In 1582 Alessandro Valignano, the Visitor to the Jesuit mission in the East Indies, sent four Japanese boys, two of whom represented important Christian daimyo in western Japan, to Europe. This book is an account of their travels. The boys left Japan on 20 February 1582 and disembarked in Lisbon on 11 August 1584. They then travelled through Portugal, Spain and Italy as far as Rome, the highpoint of their journey, before returning to Lisbon to begin the long voyage home on 13 April 1586. They reached Nagasaki on 21 July 1590, amidst great rejoicing, more than eight years after their departure. During their travels in Europe they had audiences and less formal meetings with Philip II, king of Spain and Portugal, and with popes Gregory XIII and Sixtus V, and were received by many of the most important political, ecclesiastical and social figures in the places they visited.
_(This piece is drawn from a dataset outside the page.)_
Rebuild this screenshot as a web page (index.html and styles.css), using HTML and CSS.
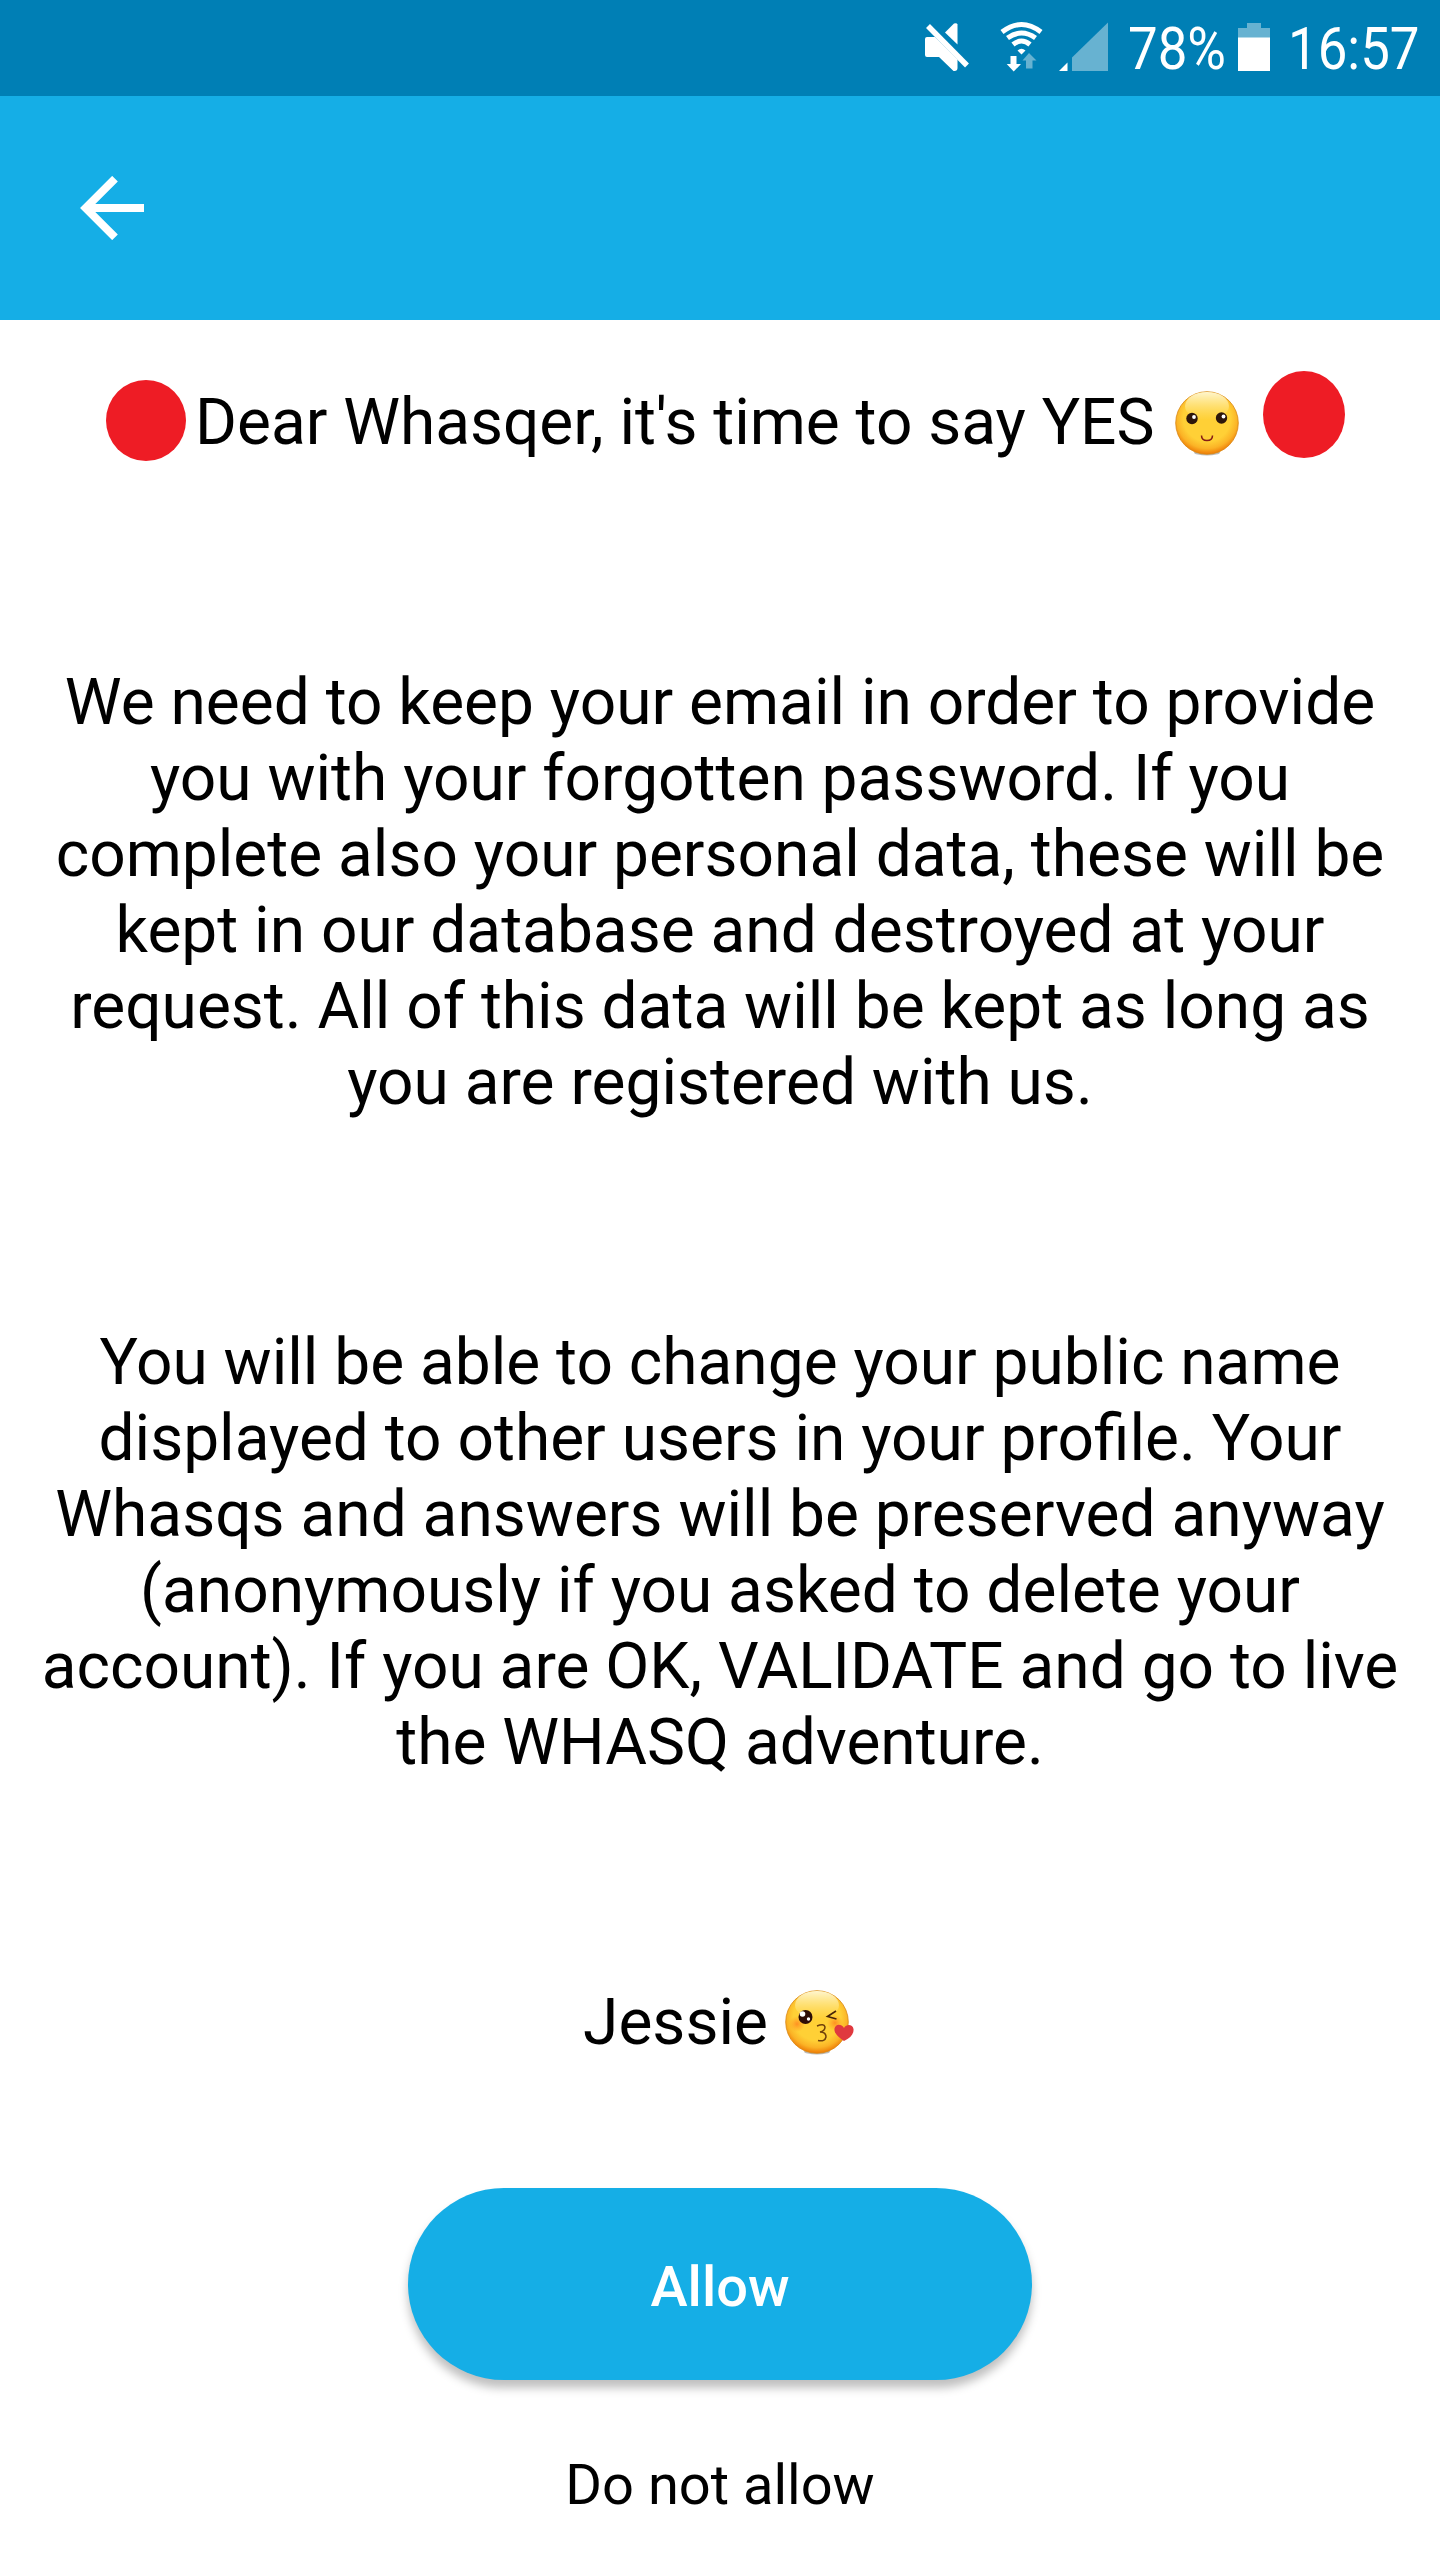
FILE: index.html
```html
<!DOCTYPE html>
<html lang="en">
<head>
<meta charset="utf-8">
<title>Whasq</title>
<link rel="stylesheet" href="styles.css">
</head>
<body>
<header>
  <div class="status-bar">
    <svg class="status-icons" width="220" height="96" viewBox="900 0 220 96" fill="#fff">
      <path d="M925 39q0-2 2-2h8l22.500 22.500v8.500q0 3-3 3h-1l-14.500-14h-12q-2 0-2-2z"/>
      <path d="M945 32.500l9-9q3-1 3.500 1v20z"/>
      <path d="M928 26l39 39.500" stroke="#fff" stroke-width="5.500"/>
      <g fill="none" stroke="#fff" stroke-width="5">
        <path d="M1002 32q19.500-15 39 0"/><path d="M1007.500 38q14-10 28 0"/><path d="M1013 44.500q8.500-7 17 0"/>
      </g>
      <path d="M1017.500 50.500q4-3.500 8 0l-4 4z"/>
      <path d="M1010.500 56h6v8h4.500l-7.300 7.500-7-7.500h3.800z"/>
      <path d="M1026 68.500h6.500v-8h4l-7.500-7.500-6.500 7.500h3.500z" fill="#67b2d1"/>
      <path d="M1059 71h8.500v-8.500z"/>
      <path d="M1072 71V57.500L1108 22.500V71z" fill="#67b2d1"/>
    </svg>
    <span class="battery-level">78%</span>
    <svg class="battery" width="32" height="96" viewBox="0 0 32 96">
      <path d="M0 38V28h9v-5h14v5h9v10z" fill="#67b2d1"/><path d="M0 37.500h32V71H0z" fill="#fff"/>
    </svg>
    <span class="clock">16:57</span>
  </div>
  <nav class="toolbar">
    <svg class="back" width="64" height="64" viewBox="80 176 64 64"><path d="M115 178.700L85.700 208l29.300 29.300M87 208h57" fill="none" stroke="#fff" stroke-width="8"/></svg>
  </nav>
</header>
<main>
  <div class="greeting">
    <svg class="dot" width="80" height="81" viewBox="0 0 80 81"><ellipse cx="40" cy="40.500" rx="40" ry="40.500"/></svg>
    <h1>Dear Whasqer, it's time to say YES</h1>
    <svg class="smile" width="66" height="66" viewBox="0 0 66 66">
      <defs>
        <radialGradient id="skin" cx=".5" cy=".42" r=".58"><stop offset=".65" stop-color="#ffd036"/><stop offset=".84" stop-color="#fbb326"/><stop offset="1" stop-color="#ee7a05"/></radialGradient>
        <linearGradient id="shine" x2="0" y2="1"><stop stop-color="#fff6cf"/><stop offset="1" stop-color="#ffe88a" stop-opacity="0"/></linearGradient>
        <radialGradient id="blush"><stop stop-color="#ff8a20" stop-opacity=".9"/><stop offset="1" stop-color="#ff9a20" stop-opacity="0"/></radialGradient>
      </defs>
      <ellipse cx="33" cy="61.500" rx="13" ry="3" fill="#777" opacity=".5"/>
      <circle cx="33" cy="32" r="31.300" fill="url(#skin)" stroke="#d88813" stroke-width=".8"/>
      <ellipse cx="33" cy="15" rx="22" ry="14" fill="url(#shine)"/>
      <circle cx="18" cy="27.500" r="5.700" fill="#2d160b"/><circle cx="47.500" cy="27" r="5.700" fill="#2d160b"/>
      <circle cx="20" cy="26" r="1.900" fill="#fff"/><circle cx="49.500" cy="25.500" r="1.900" fill="#fff"/>
      <path d="M27.500 44.500q0 5 5.500 5t5.500-5" fill="none" stroke="#861b16" stroke-width="1.500"/>
    </svg>
    <svg class="dot dot-end" width="82" height="87" viewBox="0 0 82 87"><ellipse cx="41" cy="43.500" rx="41" ry="43.500"/></svg>
  </div>
  <p class="storage">We need to keep your email in order to provide<br>you with your forgotten password. If you<br>complete also your personal data, these will be<br>kept in our database and destroyed at your<br>request. All of this data will be kept as long as<br>you are registered with us.</p>
  <p class="profile">You will be able to change your public name<br>displayed to other users in your profile. Your<br>Whasqs and answers will be preserved anyway<br>(anonymously if you asked to delete your<br>account). If you are OK, VALIDATE and go to live<br>the WHASQ adventure.</p>
  <div class="signature">
    <span>Jessie</span>
    <svg width="72" height="66" viewBox="0 0 72 66">
      <ellipse cx="33" cy="61.500" rx="13" ry="3" fill="#777" opacity=".5"/>
      <circle cx="33" cy="32" r="31.300" fill="url(#skin)" stroke="#d88813" stroke-width=".8"/>
      <ellipse cx="33" cy="15" rx="22" ry="14" fill="url(#shine)"/>
      <circle cx="13" cy="34" r="8" fill="url(#blush)"/><circle cx="51" cy="33" r="8" fill="url(#blush)"/>
      <circle cx="21.500" cy="27" r="7" fill="#2d0d06"/><circle cx="18.500" cy="24" r="2.800" fill="#fff"/><circle cx="24.500" cy="29" r="1.700" fill="#fff"/>
      <path d="M52 21l-8.500 5.500 9 2.500" fill="none" stroke="#472407" stroke-width="1.600"/>
      <path d="M33 36q7-3 8 1 0 4-5 5 6 0 6 5-1 5-8 3.500" fill="none" stroke="#70400b" stroke-width="1.500"/>
      <path d="M60 51C53 46 50 43 50.500 38.500c1-5 7-5 9.500-.5 3-5 9-3 9.500 1 .5 5-3 9-9.500 12z" fill="#e0393e"/>
    </svg>
  </div>
  <button class="allow">Allow</button>
  <button class="deny">Do not allow</button>
</main>
</body>
</html>
```

FILE: styles.css
```css
* { box-sizing: border-box; }
body { margin: 0; width: 1440px; height: 2560px; overflow: hidden; background: #fff; color: #000; font-family: Roboto, sans-serif; }
svg { display: block; flex: none; }
.status-bar { height: 96px; background: #007fb5; color: #fff; display: flex; align-items: flex-start; padding-left: 900px; font-size: 60px; line-height: 98px; white-space: nowrap; }
.battery-level, .clock { display: block; transform: scaleX(.88); transform-origin: left; }
.battery-level { width: 110px; margin-left: 8px; }
.clock { margin-left: 18px; }
.toolbar { height: 224px; background: #15aee6; padding: 80px; }
main { display: flex; flex-direction: column; align-items: center; font-size: 64px; line-height: 76px; }
.greeting { width: 100%; height: 140px; padding: 60px 0 0 106px; display: flex; align-items: flex-start; }
h1 { margin: 5px 0 0 9px; width: 961px; font: inherit; letter-spacing: -.03px; white-space: nowrap; }
.smile { margin: 11px 0 0 18px; }
.dot { fill: #ee1c25; }
.dot-end { margin: -9px 0 0 23px; }
p { margin: 0; text-align: center; white-space: nowrap; }
.storage { margin-top: 205px; }
.profile { margin-top: 204px; }
.signature { margin-top: 204px; display: flex; align-items: center; gap: 16px; padding-right: 1px; }
button { border: 0; font: inherit; font-size: 56px; line-height: 66px; }
.allow { width: 624px; height: 192px; margin-top: 127px; padding: 6px 0 0; border-radius: 96px; background: #15aee6; color: #fff; font-weight: 500; box-shadow: 0 8px 10px rgba(0,0,0,.25); }
.deny { background: none; margin-top: 72px; padding: 0; }
```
Until the arrival of the embassy in Europe, the Euro-Japanese encounter had been almost exclusively one way: Europeans going to Japan. The embassy was an integral part of Valignano's strategy for advancing the Jesuit mission in Japan. The boys chosen were intended to personify Jesuit success in Japan, raise awareness of Japan in Europe amongst the clerical and secular elites, and demonstrate conclusively that what the Jesuits had been writing about Japan since their arrival there in 1549 was not a fabrication. The embassy was further intended to impress upon the boys the glory, unity, stability and splendour of Christian Europe, so that they might report favourably about their experiences on their return, and counter what Valignano believed were the negative impressions of Europe left by Portuguese merchants and seamen in Japan. As part of this plan, a book consisting of thirty-four colloquia detailing the boys' travels was compiled and translated into Latin under Valignano's supervision. It was published in Macao in 1590 with the title De Missione Legatorvm Iaponensium ad Romanum curiam. Valignano anticipated that it would become a standard text in Jesuit seminaries in Japan. The present edition is the first complete version of this rich, complex and impressive work to appear in English, and is accompanied with maps and illustrations of the mission, and an introduction discussing its context and the subsequent reception of the book.

About the Author

Derek Massarella is Professor of History in the Faculty of Economics, Chuo University, Tokyo, where he has taught since 1981. His research interests include early modern European-Asian relations, the history of globalization, and seventeenth-century English history. He is the author of A World Elsewhere: Europe's Encounter with Japan in the Sixteenth and Seventeenth Centuries (1990), co-editor of The Furthest Goal: Engelbert Kaempfer's Encounter with Tokugawa Japan (1995), and has contributed to a number of other books and scholarly publications. He is a Fellow of the Royal Historical Society and the International Representative, Japan, for the Hakluyt Society. The late Joseph Moran taught at a number of universities in Britain and Japan. He was Professor of Japanese Studies at the University of Stirling from 1991 until his retirement in 1996. In addition to the history of the Jesuit mission in Japan, his research interests included the history of the Japanese language. He was the author of The Japanese and the Jesuits: Alessandro Valignano in Sixteenth Century Japan (1993), and a number of scholarly articles on the Japanese language and Jesuit history.